Founder of Pro-Line and philanthropist Comer Joseph Cottrell was born December 7, 1931 in Mobile, Alabama. His parents, Comer J., Sr. and Helen Smith Cottrell were black Catholics. As a youngster, Cottrell and his brother, Jimmy, turned a pair of bunnies into a business, including selling their progeny as Easter bunnies, meat and fur. Cottrell attended Heart of Mary Elementary and Secondary Schools. At age seventeen, Cottrell joined the United States Air Force where he attained the rank of First Sergeant and managed an Air Force PX in Okinawa. Cottrell attended the University of Detroit before leaving the service in 1954. He joined Sears Roebuck in 1964 and rose to the position of division manager in Los Angeles, California.
In 1968, with an initial investment of $600.00, Cottrell and a friend got into the black hair care business. Then, with his brother, Jimmy, Cottrell manufactured strawberry scented oil sheen for Afro hairstyles and founded Pro-Line Corporation in 1970. By 1973, he made his first million dollars in sales. In 1979, Cottrell took the $200.00 “Jerry Curl” out of the beauty shop and into black homes with his $8.00 Pro-Line “Curly Kit”, which increased his sales from one million dollars a year to ten million dollars in the first six months. Shortly thereafter Cottrell moved Pro-Line to Dallas, Texas. At the top of the ethnic hair care business, Cottrell became a part owner, with George W. Bush of the Texas Rangers professional baseball team in 1989; turning a $3 million dollar profit on a $500,000.00 investment. He recently founded FCC Investment Corporation.

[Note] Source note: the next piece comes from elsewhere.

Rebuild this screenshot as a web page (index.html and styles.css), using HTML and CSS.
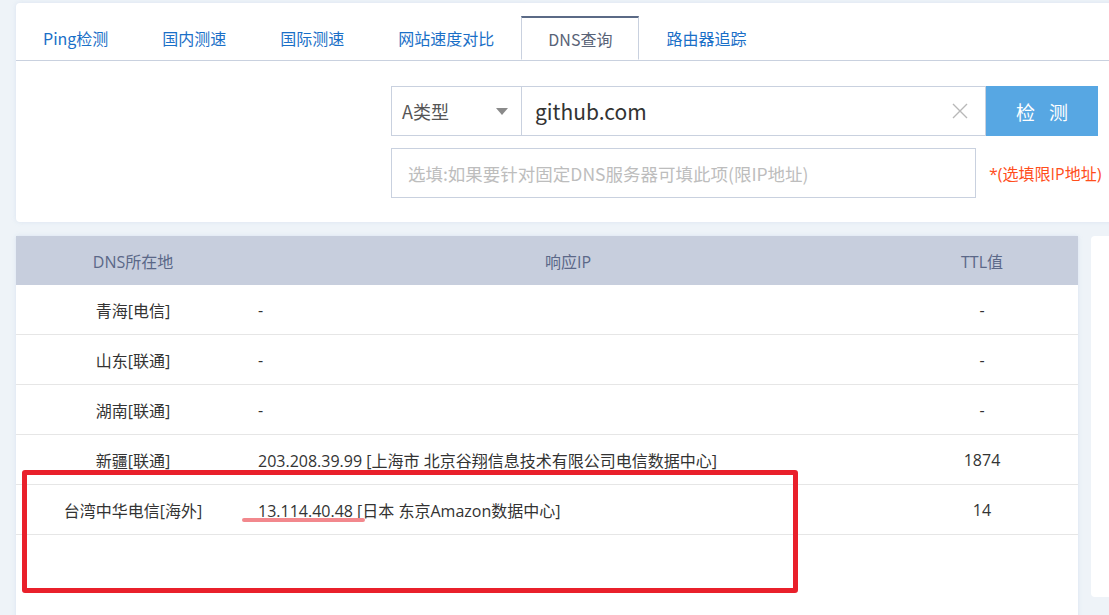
FILE: index.html
```html
<!DOCTYPE html>
<html lang="zh-CN">
<head>
  <meta charset="UTF-8">
  <title>DNS查询</title>
  <link rel="stylesheet" href="styles.css">
</head>
<body>

<div class="page">
  <div class="search-card">
    <ul class="tabs">
      <li class="tab">Ping检测</li>
      <li class="tab">国内测速</li>
      <li class="tab">国际测速</li>
      <li class="tab">网站速度对比</li>
      <li class="tab active">DNS查询</li>
      <li class="tab">路由器追踪</li>
    </ul>

    <div class="query">
      <div class="query-row">
        <div class="type-select">
          <span>A类型</span>
          <span class="caret"></span>
        </div>
        <div class="domain-input">
          <span>github.com</span>
          <svg class="clear" width="16" height="16" viewBox="0 0 16 16">
            <path d="M1 1 L15 15 M15 1 L1 15" stroke="#b8b8b8" stroke-width="1.4" fill="none"/>
          </svg>
        </div>
        <button class="check-btn">检测</button>
      </div>
      <div class="query-row">
        <div class="dns-input">选填:如果要针对固定DNS服务器可填此项(限IP地址)</div>
        <span class="hint">*(选填限IP地址)</span>
      </div>
    </div>
  </div>

  <div class="results">
    <div class="result-card">
      <table>
        <thead>
        <tr>
          <th class="col-loc">DNS所在地</th>
          <th class="col-ip">响应IP</th>
          <th class="col-ttl">TTL值</th>
        </tr>
        </thead>
        <tbody>
        <tr><td class="loc">青海[电信]</td><td class="ip">-</td><td class="ttl">-</td></tr>
        <tr><td class="loc">山东[联通]</td><td class="ip">-</td><td class="ttl">-</td></tr>
        <tr><td class="loc">湖南[联通]</td><td class="ip">-</td><td class="ttl">-</td></tr>
        <tr><td class="loc">新疆[联通]</td><td class="ip">203.208.39.99 [上海市 北京谷翔信息技术有限公司电信数据中心]</td><td class="ttl">1874</td></tr>
        <tr><td class="loc">台湾中华电信[海外]</td><td class="ip">13.114.40.48 [日本 东京Amazon数据中心]</td><td class="ttl">14</td></tr>
        </tbody>
      </table>

      <div class="mark-box"></div>
      <div class="mark-line"></div>
    </div>
    <div class="side-card"></div>
  </div>
</div>

</body>
</html>
```

FILE: styles.css
```css
html, body {
  margin: 0;
  padding: 0;
  overflow: hidden;
}

body {
  font-family: "Open Sans", "Noto Sans CJK SC", sans-serif;
  background-color: #eef3f8;
  color: #333;
  height: 615px;
}

.page {
  padding: 3px 0 0 16px;
}

.search-card {
  width: 1110px;
  background-color: #fff;
  border-radius: 4px;
  padding: 13px 0 24px 0;
  box-shadow: 0 0 4px rgba(180, 200, 225, 0.35);
}

.tabs {
  list-style: none;
  margin: 0;
  padding: 0;
  display: flex;
  height: 44px;
  border-bottom: 1px solid #c9d1df;
}

.tab {
  padding: 0 27px;
  line-height: 44px;
  font-family: "Noto Sans CJK SC", sans-serif;
  font-size: 16px;
  color: #1a6fc7;
}

.tab.active {
  padding: 0 26px;
  line-height: 42px;
  background-color: #fff;
  color: #596377;
  border: 1px solid #c9d1df;
  border-top: 2px solid #5b6a86;
  border-bottom: 1px solid #fff;
}

.query {
  margin-left: 375px;
  padding-top: 25px;
  display: flex;
  flex-direction: column;
  gap: 12px;
}

.query-row {
  display: flex;
  align-items: center;
  height: 50px;
}

.type-select {
  box-sizing: border-box;
  width: 131px;
  height: 50px;
  border: 1px solid #c9d1df;
  display: flex;
  align-items: center;
  justify-content: space-between;
  padding: 0 13px 0 10px;
  font-family: "Noto Sans CJK SC", sans-serif;
  font-size: 18px;
  color: #555;
}

.caret {
  width: 0;
  height: 0;
  border-left: 6px solid transparent;
  border-right: 6px solid transparent;
  border-top: 7px solid #8a8a8a;
}

.domain-input {
  box-sizing: border-box;
  width: 464px;
  height: 50px;
  border: 1px solid #c9d1df;
  border-left: none;
  display: flex;
  align-items: center;
  justify-content: space-between;
  padding: 0 17px 0 13px;
  font-family: "Noto Sans CJK SC", sans-serif;
  font-size: 21px;
  color: #333;
}

.check-btn {
  width: 112px;
  height: 50px;
  border: none;
  background-color: #57a7e3;
  color: #fff;
  font-family: "Noto Sans CJK SC", sans-serif;
  font-size: 19px;
  letter-spacing: 14px;
  padding: 0 0 0 14px;
}

.dns-input {
  box-sizing: border-box;
  width: 585px;
  height: 50px;
  border: 1px solid #c9d1df;
  display: flex;
  align-items: center;
  padding-left: 16px;
  font-family: "Noto Sans CJK SC", sans-serif;
  font-size: 17.5px;
  color: #bdbdbd;
}

.hint {
  margin-left: 13px;
  font-size: 16px;
  color: #ff4e1c;
}

.results {
  display: flex;
  margin-top: 14px;
}

.result-card {
  position: relative;
  flex-shrink: 0;
  width: 1062px;
  height: 400px;
  background-color: #fff;
  box-shadow: 0 0 4px rgba(180, 200, 225, 0.35);
}

.side-card {
  flex-shrink: 0;
  width: 40px;
  height: 361px;
  margin-left: 13px;
  background-color: #fff;
  border-radius: 4px;
}

table {
  width: 100%;
  border-collapse: collapse;
}

th {
  height: 49px;
  padding: 0;
  background-color: #c7cedd;
  color: #5b6888;
  font-weight: normal;
  font-size: 16px;
}

.col-loc {
  width: 234px;
}

.col-ttl {
  width: 192px;
}

td {
  height: 49px;
  padding: 0;
  border-bottom: 1px solid #e6e6e6;
  font-size: 16px;
  color: #333;
}

td.loc, td.ttl {
  text-align: center;
}

td.ip {
  padding-left: 8px;
}

.mark-box {
  position: absolute;
  left: 6px;
  top: 234px;
  width: 766px;
  height: 113px;
  border: 5px solid #e9202b;
  border-radius: 3px;
}

.mark-line {
  position: absolute;
  left: 226px;
  top: 282px;
  width: 123px;
  height: 4px;
  border-radius: 2px;
  background-color: #f2888d;
}
```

In 1990, he purchased and restored the 131-acre, HBCU, Bishop College campus for $1.5 million and transferred it to A.M.E. Paul Quinn College. Cottrell is a trustee of Northwood University and a member of the Dallas Chamber of Commerce, the North Texas Commission, and the Dallas Citizens Council. He is the former chairman of the Texas Cosmetology Commission and vice chair of the Texas Youth Commission. He has been a board member or officer of NAACP, National Urban League, YMCA, Dallas Family Hospital, Better Business Bureau, Compton College Foundation, Paul Quinn College and Baylor University Foundation. Cottrell was former vice chair of the Dallas Black Chamber of Commerce. Recipient of scores of awards, Cottrell hosted a yearly “Taste of Cottrell” event in Dallas.
Cottrell passed away on October 3, 2014.